Exercise objective:
Find each line holding "React" and copy it out.
==== Available data ====
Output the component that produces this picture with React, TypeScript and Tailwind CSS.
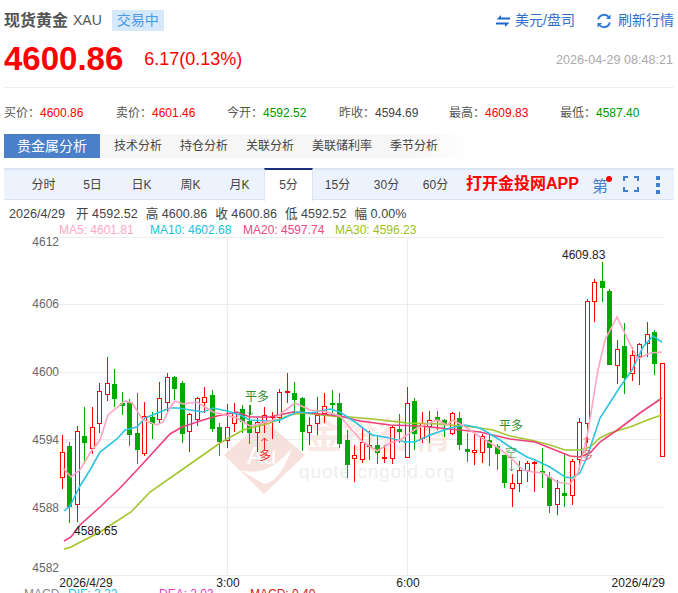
import React from "react";

type C = [number, number, number, number, 0 | 1];
const candles: C[] = [
  [435,452,477,489,1],[442,446,507,523,0],[426,431,504,522,1],[407,436,443,462,0],[407,427,448,454,1],
  [383,391,423,433,1],[357,383,394,401,1],[369,384,399,407,0],[392,403,406,415,0],[399,402,435,446,0],
  [393,433,450,464,0],[402,416,453,456,1],[412,417,424,439,0],[382,398,419,423,1],[373,377,402,413,1],
  [376,377,389,400,0],[381,383,434,443,0],[413,414,431,452,1],[397,398,419,426,1],[387,397,402,413,1],
  [390,395,429,432,0],[423,427,442,456,0],[404,427,440,448,1],[403,412,423,432,1],[405,409,422,433,0],
  [405,421,433,444,0],[418,422,432,452,1],[407,415,422,433,1],[412,416,417,439,1],[389,392,417,423,1],
  [373,391,392,403,1],[382,393,400,412,0],[397,398,432,451,0],[417,425,432,445,1],[397,415,423,435,1],
  [393,406,413,423,1],[390,403,405,415,0],[393,403,444,448,0],[430,440,465,478,0],[445,455,458,482,1],
  [428,442,459,463,1],[431,445,446,460,1],[436,445,453,464,0],[445,457,458,463,1],[426,427,458,464,1],
  [414,429,432,443,0],[387,403,457,457,1],[398,401,434,450,0],[412,423,438,443,1],[411,420,426,443,1],
  [411,417,420,430,0],[419,420,425,437,0],[412,413,433,435,1],[412,418,445,450,0],[433,449,452,462,0],
  [433,450,452,465,1],[434,436,452,463,1],[435,440,448,466,0],[444,446,454,470,0],[455,455,483,488,0],
  [474,483,488,507,1],[461,470,483,492,1],[461,463,470,482,1],[461,462,463,492,1],[448,471,472,488,0],
  [472,477,506,513,0],[480,488,504,515,1],[453,493,496,507,0],[459,461,495,505,1],[418,422,459,470,1],
  [299,301,423,443,1],[279,282,301,322,1],[262,281,288,302,0],[289,291,365,365,0],[340,349,365,384,1],
  [323,346,378,394,0],[347,355,373,381,1],[343,344,356,385,1],[322,334,343,357,1],[330,332,364,375,0],
  [363,363,456,456,1],
];

const ma30 = "64,549 71,547 100,532 131,512 150,492 183,469 203,455 220,443 243,430 270,423 290,415 303,413 340,417 350,417 373,419 407,423 440,424 473,427 493,430 510,436 535,441 550,445 565,450 580,450 590,447 600,438 610,433 630,427 650,419 662,415";
const ma20 = "64,541 71,537 80,525 100,507 120,488 137,470 170,434 182,427 203,420 217,416 237,412 250,417 270,417 293,412 310,413 340,416 360,421 390,425 420,426 450,429 480,432 510,439 535,442 550,448 570,456 580,457 590,453 600,442 620,428 640,413 662,398";
const ma10 = "64,511 70,506 80,486 90,470 100,452 117,439 125,430 137,427 145,418 170,408 178,408 203,412 213,408 227,411 240,415 250,420 270,421 280,420 297,412 310,413 330,409 340,412 355,422 372,435 390,438 405,442 415,442 430,435 450,428 465,425 480,428 500,440 510,447 527,457 535,460 550,467 565,477 572,478 580,473 587,457 600,418 620,387 632,370 643,347 653,336 662,342";
const ma5 = "63,468 71,477 80,470 90,453 100,440 108,415 125,401 132,403 143,420 157,425 163,422 170,408 175,401 183,404 197,402 213,412 225,415 237,418 250,426 263,423 273,420 283,412 295,403 310,410 327,412 340,416 350,428 363,442 377,451 390,443 400,440 417,428 437,420 447,425 453,420 467,428 480,437 497,447 510,457 523,470 533,472 543,473 557,482 570,484 578,473 587,437 598,370 605,340 617,317 633,350 638,359 650,353 662,352";

const tabs = ["分时", "5日", "日K", "周K", "月K", "5分", "15分", "30分", "60分"];
const analysis = ["技术分析", "持仓分析", "关联分析", "美联储利率", "季节分析"];
const stats: [string, string, string][] = [
  ["买价：", "4600.86", "text-[#ff0000]"],
  ["卖价：", "4601.46", "text-[#ff0000]"],
  ["今开：", "4592.52", "text-[#009900]"],
  ["昨收：", "4594.69", "text-[#444444]"],
  ["最高：", "4609.83", "text-[#ff0000]"],
  ["最低：", "4587.40", "text-[#009900]"],
];
const yLabels: [string, number][] = [["4612", 246], ["4606", 308], ["4600", 376], ["4594", 444], ["4588", 512], ["4582", 572]];

function Chart() {
  return (
    <svg width={678} height={356} viewBox="0 237 678 356" className="block">
      {[237.5, 304.5, 372.5, 439.5, 507.5, 575.5].map((y) => (
        <line key={y} x1={59} x2={665} y1={y} y2={y} stroke="#ececec" />
      ))}
      {[227.5, 407.5].map((x) => (
        <line key={x} x1={x} x2={x} y1={237} y2={575} stroke="#ececec" />
      ))}
      <g opacity={0.85}>
        <path d="M264 420 L305 455 L264 494 L224 455 Z" fill="#f6dcd6" />
        <path d="M240 470 Q268 478 292 448 Q280 482 264 484 Z" fill="#ffffff" />
        <text x={247} y={464} fontSize={24} fill="#ffffff">Au</text>
        <text x={306} y={448} fontSize={36} fontWeight={700} fill="#f9e7e2">金投行情</text>
        <text x={299} y={478} fontSize={19} fill="#ececec" letterSpacing={0.9}>quote.cngold.org</text>
      </g>
      {candles.map(([h, t, b, l, red], i) => {
        const x = Math.floor(62 + 7.5 * i) + 0.5;
        const color = red ? "#ff0000" : "#00a800";
        return (
          <g key={i}>
            <line x1={x} x2={x} y1={h} y2={l} stroke={color} />
            {b - t < 2 ? (
              <rect x={x - 2.5} y={t} width={5} height={2} fill={color} />
            ) : red ? (
              <rect x={x - 2} y={t + 0.5} width={4} height={b - t} fill="#ffffff" stroke={color} />
            ) : (
              <rect x={x - 2.5} y={t} width={5} height={b - t} fill={color} />
            )}
          </g>
        );
      })}
      <polyline points={ma30} fill="none" stroke="#a3c52e" strokeWidth={1.6} />
      <polyline points={ma20} fill="none" stroke="#f0407a" strokeWidth={1.6} />
      <polyline points={ma10} fill="none" stroke="#2cc4de" strokeWidth={1.6} />
      <polyline points={ma5} fill="none" stroke="#ffa6c2" strokeWidth={1.6} />
      <g fontSize={12}>
        {yLabels.map(([t, y]) => (
          <text key={t} x={59} y={y} textAnchor="end" fill="#666666">{t}</text>
        ))}
        <text x={86} y={587} textAnchor="middle" fill="#222222">2026/4/29</text>
        <text x={228} y={587} textAnchor="middle" fill="#222222">3:00</text>
        <text x={408} y={587} textAnchor="middle" fill="#222222">6:00</text>
        <text x={665} y={587} textAnchor="end" fill="#222222">2026/4/29</text>
        <text x={562} y={259} fill="#222222">4609.83</text>
        <text x={74} y={535} fill="#222222">4586.65</text>
        <text x={245} y={401} fill="#2e8b2e">平多</text>
        <text x={499} y={430} fill="#2e8b2e">平多</text>
        <text x={505} y={457} fill="#3f9f3f" opacity={0.8}>空</text>
        <text x={259} y={460} fill="#f02020">多</text>
        <text x={581} y={460} fill="#f05050" opacity={0.8}>多</text>
        <text x={24} y={598} fill="#888888">MACD</text>
        <text x={68} y={598} fill="#22c0dc">DIF: 2.22</text>
        <text x={159} y={598} fill="#e040c0">DEA: 2.03</text>
        <text x={250} y={598} fill="#cc2020">MACD: 0.40</text>
      </g>
      <path d="M250.5 405V415M248 412.5L250.5 415L253 412.5" stroke="#2e8b2e" fill="none" />
      <path d="M264.5 438V449M261.5 441L264.5 438L267.5 441" stroke="#f02020" fill="none" />
      <path d="M511.5 460V471M509 468.5L511.5 471L514 468.5" stroke="#2e8b2e" fill="none" opacity={0.7} />
      <path d="M586.5 437V447M583.5 440L586.5 437L589.5 440" stroke="#f05050" fill="none" opacity={0.8} />
    </svg>
  );
}

export default function App() {
  return (
    <div className="w-[678px] h-[593px] overflow-hidden bg-white font-['Liberation_Sans','Noto_Sans_CJK_SC',sans-serif] text-[12px] text-[#444444]">
      <div className="px-1">
        <div className="flex items-center justify-between h-[21px] mt-[10px]">
          <div className="flex items-center">
            <span className="text-[16px] font-bold text-[#555555]">现货黄金</span>
            <span className="text-[14px] text-[#555555] ml-[5px]">XAU</span>
            <span className="ml-[10px] h-[21px] w-[52px] leading-[21px] text-center bg-[#d5e9fb] text-[14px] text-[#4a9ae8]">交易中</span>
          </div>
          <div className="flex items-center text-[14px] text-[#2f6fd0]">
            <svg width={14} height={12} viewBox="0 0 14 12" className="mr-[5px]" fill="#1f66cc">
              <path d="M5 0V2.5H14V4.5H0.5Z" />
              <path d="M9 12V9.5H0V7.5H13.5Z" />
            </svg>
            <span>美元/盘司</span>
            <svg width={16} height={16} viewBox="0 0 16 16" className="ml-[21px] mr-[6px]" fill="none" stroke="#2f7ad6" strokeWidth={2}>
              <path d="M2.2 6.5A6 6 0 0 1 13 4.5" />
              <path d="M13.8 9.5A6 6 0 0 1 3 11.5" />
              <path d="M14.5 1.5V6H10Z" fill="#2f7ad6" stroke="none" />
              <path d="M1.5 14.5V10H6Z" fill="#2f7ad6" stroke="none" />
            </svg>
            <span>刷新行情</span>
          </div>
        </div>
        <div className="flex items-center h-[36px] mt-[10px]">
          <span className="text-[33px] leading-[36px] font-bold text-[#ff0000]">4600.86</span>
          <span className="text-[18px] text-[#ff0000] ml-[21px]">6.17(0.13%)</span>
          <span className="ml-auto mt-[3px] mr-px text-[12.6px] text-[#aaaaaa]">2026-04-29 08:48:21</span>
        </div>
        <div className="h-px bg-[#eeeeee] mt-[10px]" />
        <div className="grid grid-cols-[112px_111px_112px_110px_111px_1fr] h-[14px] leading-[14px] mt-[18px]">
          {stats.map(([k, v, c]) => (
            <div key={k} className="whitespace-nowrap">
              <span className="text-[#555555]">{k}</span>
              <span className={c}>{v}</span>
            </div>
          ))}
        </div>
        <div className="flex items-center h-[24px] mt-[14px] bg-gradient-to-r from-[#f6f6f6] from-60% to-white to-[70%]">
          <div className="w-[96px] h-full leading-[24px] text-center bg-[#4a7fc9] text-white text-[14px]">贵金属分析</div>
          <div className="flex gap-[18px] ml-[14px] text-[#444444]">
            {analysis.map((a) => <span key={a}>{a}</span>)}
          </div>
        </div>
        <div className="flex items-stretch h-[32px] mt-[10px] pl-[15px] bg-[#edf3fc] border-t-2 border-b border-[#dce5f3]">
          {tabs.map((t) => (
            <div
              key={t}
              className={
                t === "5分"
                  ? "w-[49px] text-center leading-[30px] bg-white border-t-2 border-[#1a2f80] border-x border-x-[#dce5f3] -mt-[2px] -mb-px h-[33px] box-border"
                  : "w-[49px] text-center leading-[30px]"
              }
            >
              {t}
            </div>
          ))}
          <span className="ml-[6px] text-[16px] leading-[28px] font-bold text-[#ff0000] whitespace-nowrap">打开金投网APP</span>
          <div className="relative ml-[13px] text-[16px] leading-[34px] text-[#4a7fc9]">
            第
            <span className="absolute right-[-4px] top-[6px] w-[6px] h-[6px] rounded-full bg-[#ff0000]" />
          </div>
          <svg width={16} height={16} viewBox="0 0 16 16" fill="none" stroke="#3f7fd0" strokeWidth={2} className="ml-[15px] mt-[6px]">
            <path d="M1 5V1H5M11 1H15V5M15 11V15H11M5 15H1V11" />
          </svg>
          <div className="flex flex-col gap-[3px] ml-[17px] mt-[6px]">
            <span className="w-[4px] h-[4px] bg-[#3f7fd0]" />
            <span className="w-[4px] h-[4px] bg-[#3f7fd0]" />
            <span className="w-[4px] h-[4px] bg-[#3f7fd0]" />
          </div>
        </div>
        <div className="flex gap-[8px] ml-[5px] mt-[7px] h-[15px] leading-[15px] text-[12.6px] text-[#444444] whitespace-nowrap">
          <span className="mr-[3px]">2026/4/29</span>
          <span>开 4592.52</span>
          <span>高 4600.86</span>
          <span>收 4600.86</span>
          <span>低 4592.52</span>
          <span>幅 0.00%</span>
        </div>
        <div className="flex ml-[55px] mt-[1px] h-[14px] leading-[14px] whitespace-nowrap">
          <span className="text-[#ffa6c2] w-[91px]">MA5: 4601.81</span>
          <span className="text-[#22c0dc] w-[93px]">MA10: 4602.68</span>
          <span className="text-[#f0487c] w-[92px]">MA20: 4597.74</span>
          <span className="text-[#9cc21a]">MA30: 4596.23</span>
        </div>
      </div>
      <Chart />
    </div>
  );
}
====
Solution below:
Output the component that produces this picture with React, TypeScript and Tailwind CSS.
import React from "react";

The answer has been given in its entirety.